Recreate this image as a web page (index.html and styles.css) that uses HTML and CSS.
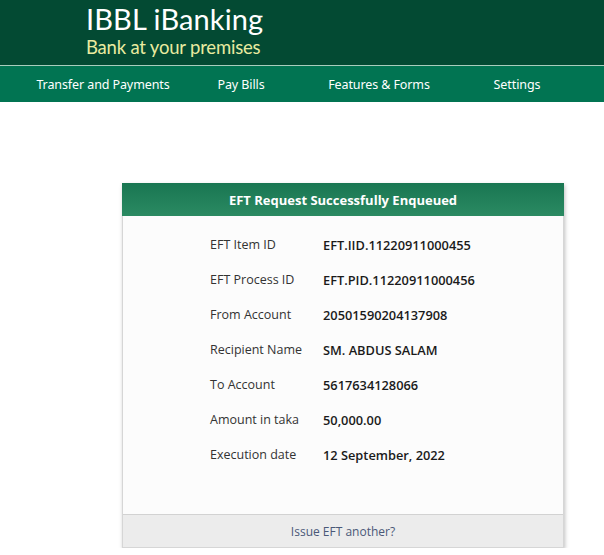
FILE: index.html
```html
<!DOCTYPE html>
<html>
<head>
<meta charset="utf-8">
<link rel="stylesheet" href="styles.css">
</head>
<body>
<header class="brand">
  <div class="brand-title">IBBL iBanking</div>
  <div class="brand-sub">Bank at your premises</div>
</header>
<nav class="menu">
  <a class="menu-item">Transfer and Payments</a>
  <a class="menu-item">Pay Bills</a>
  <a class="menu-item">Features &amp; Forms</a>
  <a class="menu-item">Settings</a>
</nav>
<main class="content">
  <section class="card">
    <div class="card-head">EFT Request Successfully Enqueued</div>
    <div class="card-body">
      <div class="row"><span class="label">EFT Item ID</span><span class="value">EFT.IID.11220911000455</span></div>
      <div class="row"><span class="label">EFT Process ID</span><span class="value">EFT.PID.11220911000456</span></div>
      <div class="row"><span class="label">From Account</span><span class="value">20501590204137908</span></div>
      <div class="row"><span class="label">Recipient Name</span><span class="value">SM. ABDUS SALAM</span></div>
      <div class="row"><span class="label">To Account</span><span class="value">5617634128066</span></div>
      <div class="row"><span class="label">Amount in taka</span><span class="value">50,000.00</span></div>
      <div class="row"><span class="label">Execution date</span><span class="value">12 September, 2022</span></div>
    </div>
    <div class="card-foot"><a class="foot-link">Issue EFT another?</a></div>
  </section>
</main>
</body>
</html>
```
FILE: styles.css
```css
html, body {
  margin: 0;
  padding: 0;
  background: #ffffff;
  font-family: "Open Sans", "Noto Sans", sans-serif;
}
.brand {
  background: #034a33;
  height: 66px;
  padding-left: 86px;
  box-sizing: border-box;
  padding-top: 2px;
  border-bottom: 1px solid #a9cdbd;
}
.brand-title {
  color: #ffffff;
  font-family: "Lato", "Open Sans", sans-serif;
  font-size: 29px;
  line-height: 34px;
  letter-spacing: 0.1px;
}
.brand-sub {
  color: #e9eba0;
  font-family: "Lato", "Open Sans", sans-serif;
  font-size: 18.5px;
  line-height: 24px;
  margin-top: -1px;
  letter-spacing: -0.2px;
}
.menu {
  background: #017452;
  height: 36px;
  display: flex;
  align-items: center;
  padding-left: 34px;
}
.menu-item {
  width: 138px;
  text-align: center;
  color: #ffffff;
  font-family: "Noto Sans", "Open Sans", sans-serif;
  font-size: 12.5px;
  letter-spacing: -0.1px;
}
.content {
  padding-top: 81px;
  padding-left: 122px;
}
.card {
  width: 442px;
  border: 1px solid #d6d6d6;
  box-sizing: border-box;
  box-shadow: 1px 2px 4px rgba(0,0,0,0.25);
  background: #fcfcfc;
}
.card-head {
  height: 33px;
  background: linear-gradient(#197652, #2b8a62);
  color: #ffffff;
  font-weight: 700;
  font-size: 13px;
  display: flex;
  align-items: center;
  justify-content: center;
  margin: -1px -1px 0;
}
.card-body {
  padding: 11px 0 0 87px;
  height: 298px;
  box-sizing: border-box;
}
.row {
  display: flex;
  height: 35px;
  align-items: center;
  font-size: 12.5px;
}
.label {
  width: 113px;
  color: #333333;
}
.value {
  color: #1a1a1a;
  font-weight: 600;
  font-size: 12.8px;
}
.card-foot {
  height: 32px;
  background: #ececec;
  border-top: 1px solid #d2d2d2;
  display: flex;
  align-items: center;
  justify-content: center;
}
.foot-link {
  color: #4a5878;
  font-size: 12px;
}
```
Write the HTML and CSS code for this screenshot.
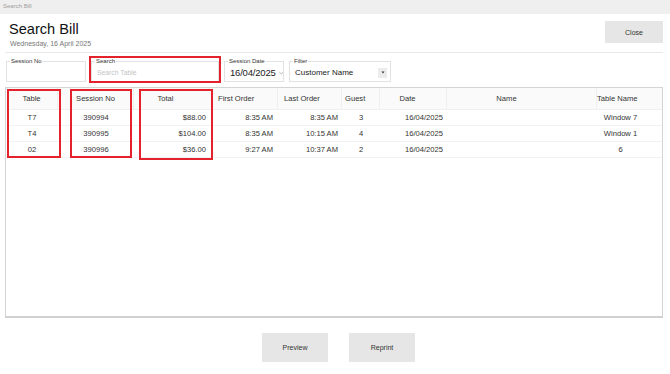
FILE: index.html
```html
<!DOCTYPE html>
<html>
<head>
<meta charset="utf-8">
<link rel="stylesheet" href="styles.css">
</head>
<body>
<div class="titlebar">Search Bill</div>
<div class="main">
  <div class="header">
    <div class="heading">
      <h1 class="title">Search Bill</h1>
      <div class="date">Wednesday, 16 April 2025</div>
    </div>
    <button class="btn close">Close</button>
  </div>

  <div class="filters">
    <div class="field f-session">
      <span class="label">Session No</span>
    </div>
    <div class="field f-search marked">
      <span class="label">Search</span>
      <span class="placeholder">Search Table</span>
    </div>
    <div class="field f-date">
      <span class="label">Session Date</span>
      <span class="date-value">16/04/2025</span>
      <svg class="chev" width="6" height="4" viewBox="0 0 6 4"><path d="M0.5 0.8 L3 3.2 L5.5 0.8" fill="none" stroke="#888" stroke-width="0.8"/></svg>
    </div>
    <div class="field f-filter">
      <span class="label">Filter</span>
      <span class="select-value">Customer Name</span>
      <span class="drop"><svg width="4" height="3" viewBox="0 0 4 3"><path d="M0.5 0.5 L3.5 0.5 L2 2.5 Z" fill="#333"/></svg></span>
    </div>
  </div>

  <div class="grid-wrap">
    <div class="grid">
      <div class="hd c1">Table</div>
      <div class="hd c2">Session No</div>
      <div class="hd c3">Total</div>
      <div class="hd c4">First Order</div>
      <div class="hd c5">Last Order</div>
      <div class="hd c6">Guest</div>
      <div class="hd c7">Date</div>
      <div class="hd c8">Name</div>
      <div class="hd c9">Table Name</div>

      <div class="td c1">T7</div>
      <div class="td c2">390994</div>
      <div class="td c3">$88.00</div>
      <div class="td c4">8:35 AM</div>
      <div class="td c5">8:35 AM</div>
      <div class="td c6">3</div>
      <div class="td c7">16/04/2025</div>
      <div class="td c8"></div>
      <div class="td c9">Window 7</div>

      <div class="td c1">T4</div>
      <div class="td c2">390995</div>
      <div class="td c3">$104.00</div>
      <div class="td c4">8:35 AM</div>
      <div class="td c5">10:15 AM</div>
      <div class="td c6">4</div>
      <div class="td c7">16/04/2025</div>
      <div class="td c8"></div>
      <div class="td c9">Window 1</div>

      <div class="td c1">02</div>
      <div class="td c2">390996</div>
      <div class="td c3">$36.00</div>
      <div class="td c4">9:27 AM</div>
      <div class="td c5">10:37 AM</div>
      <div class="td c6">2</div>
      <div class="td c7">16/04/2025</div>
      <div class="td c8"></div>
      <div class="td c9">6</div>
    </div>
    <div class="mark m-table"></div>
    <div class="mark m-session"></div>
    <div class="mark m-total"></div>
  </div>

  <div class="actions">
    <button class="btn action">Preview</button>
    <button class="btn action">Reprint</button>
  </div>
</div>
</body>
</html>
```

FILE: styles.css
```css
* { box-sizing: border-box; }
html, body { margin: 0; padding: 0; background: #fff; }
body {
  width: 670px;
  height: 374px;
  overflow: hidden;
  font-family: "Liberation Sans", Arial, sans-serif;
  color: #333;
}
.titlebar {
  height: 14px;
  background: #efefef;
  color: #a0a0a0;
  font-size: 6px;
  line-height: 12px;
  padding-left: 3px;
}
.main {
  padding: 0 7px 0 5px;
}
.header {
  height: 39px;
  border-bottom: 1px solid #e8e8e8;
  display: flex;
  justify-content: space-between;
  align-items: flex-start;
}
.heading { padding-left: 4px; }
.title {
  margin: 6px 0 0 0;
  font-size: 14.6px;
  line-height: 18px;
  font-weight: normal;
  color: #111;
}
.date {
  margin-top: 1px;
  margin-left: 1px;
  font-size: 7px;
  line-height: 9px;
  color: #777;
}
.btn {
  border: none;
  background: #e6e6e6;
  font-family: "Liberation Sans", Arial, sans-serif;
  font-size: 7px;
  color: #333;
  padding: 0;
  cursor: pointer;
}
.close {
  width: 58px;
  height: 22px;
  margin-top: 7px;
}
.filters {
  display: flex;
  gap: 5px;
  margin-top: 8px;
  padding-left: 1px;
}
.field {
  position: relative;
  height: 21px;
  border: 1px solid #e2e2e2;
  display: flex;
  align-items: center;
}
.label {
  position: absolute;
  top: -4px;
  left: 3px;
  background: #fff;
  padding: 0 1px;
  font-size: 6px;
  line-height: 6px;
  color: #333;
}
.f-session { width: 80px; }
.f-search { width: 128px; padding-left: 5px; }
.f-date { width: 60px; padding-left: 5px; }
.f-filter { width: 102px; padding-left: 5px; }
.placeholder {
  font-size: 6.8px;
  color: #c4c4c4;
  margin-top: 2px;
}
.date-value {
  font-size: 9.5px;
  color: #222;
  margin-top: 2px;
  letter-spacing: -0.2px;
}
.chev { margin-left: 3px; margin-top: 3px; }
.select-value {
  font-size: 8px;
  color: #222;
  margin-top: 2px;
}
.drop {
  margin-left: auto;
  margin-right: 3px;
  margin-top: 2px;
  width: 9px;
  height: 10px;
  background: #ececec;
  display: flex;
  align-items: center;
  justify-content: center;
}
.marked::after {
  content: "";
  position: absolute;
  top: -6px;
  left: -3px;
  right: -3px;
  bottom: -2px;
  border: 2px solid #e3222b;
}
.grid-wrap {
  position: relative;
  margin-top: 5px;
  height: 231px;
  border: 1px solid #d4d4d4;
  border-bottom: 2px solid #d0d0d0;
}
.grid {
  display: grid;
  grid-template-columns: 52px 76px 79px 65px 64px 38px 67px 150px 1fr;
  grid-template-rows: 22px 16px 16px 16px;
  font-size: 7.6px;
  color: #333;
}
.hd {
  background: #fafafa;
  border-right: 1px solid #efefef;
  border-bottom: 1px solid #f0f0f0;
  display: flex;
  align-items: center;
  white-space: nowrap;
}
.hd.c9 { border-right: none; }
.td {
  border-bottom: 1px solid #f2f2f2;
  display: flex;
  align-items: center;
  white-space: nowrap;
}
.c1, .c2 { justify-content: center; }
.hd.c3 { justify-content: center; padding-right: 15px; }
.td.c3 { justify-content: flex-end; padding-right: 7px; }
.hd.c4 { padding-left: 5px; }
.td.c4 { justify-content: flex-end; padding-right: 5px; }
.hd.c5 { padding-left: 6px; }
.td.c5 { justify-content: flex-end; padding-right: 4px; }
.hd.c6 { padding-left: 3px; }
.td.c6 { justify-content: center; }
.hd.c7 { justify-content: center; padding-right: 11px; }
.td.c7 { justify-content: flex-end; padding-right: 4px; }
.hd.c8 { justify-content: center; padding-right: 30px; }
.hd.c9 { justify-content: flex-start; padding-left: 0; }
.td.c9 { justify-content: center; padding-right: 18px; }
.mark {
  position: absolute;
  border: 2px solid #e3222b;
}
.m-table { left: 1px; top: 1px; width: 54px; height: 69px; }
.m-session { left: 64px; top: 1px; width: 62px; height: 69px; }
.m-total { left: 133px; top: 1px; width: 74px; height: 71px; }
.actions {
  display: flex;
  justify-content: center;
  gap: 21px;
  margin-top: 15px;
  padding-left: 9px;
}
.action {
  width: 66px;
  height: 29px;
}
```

+===+

WHAT TO PRODUCE: Copy out every line from the records that has the word "this".

ANSWER:
Recreate this image as a web page (index.html and styles.css) that uses HTML and CSS.
Write the HTML and CSS code for this screenshot.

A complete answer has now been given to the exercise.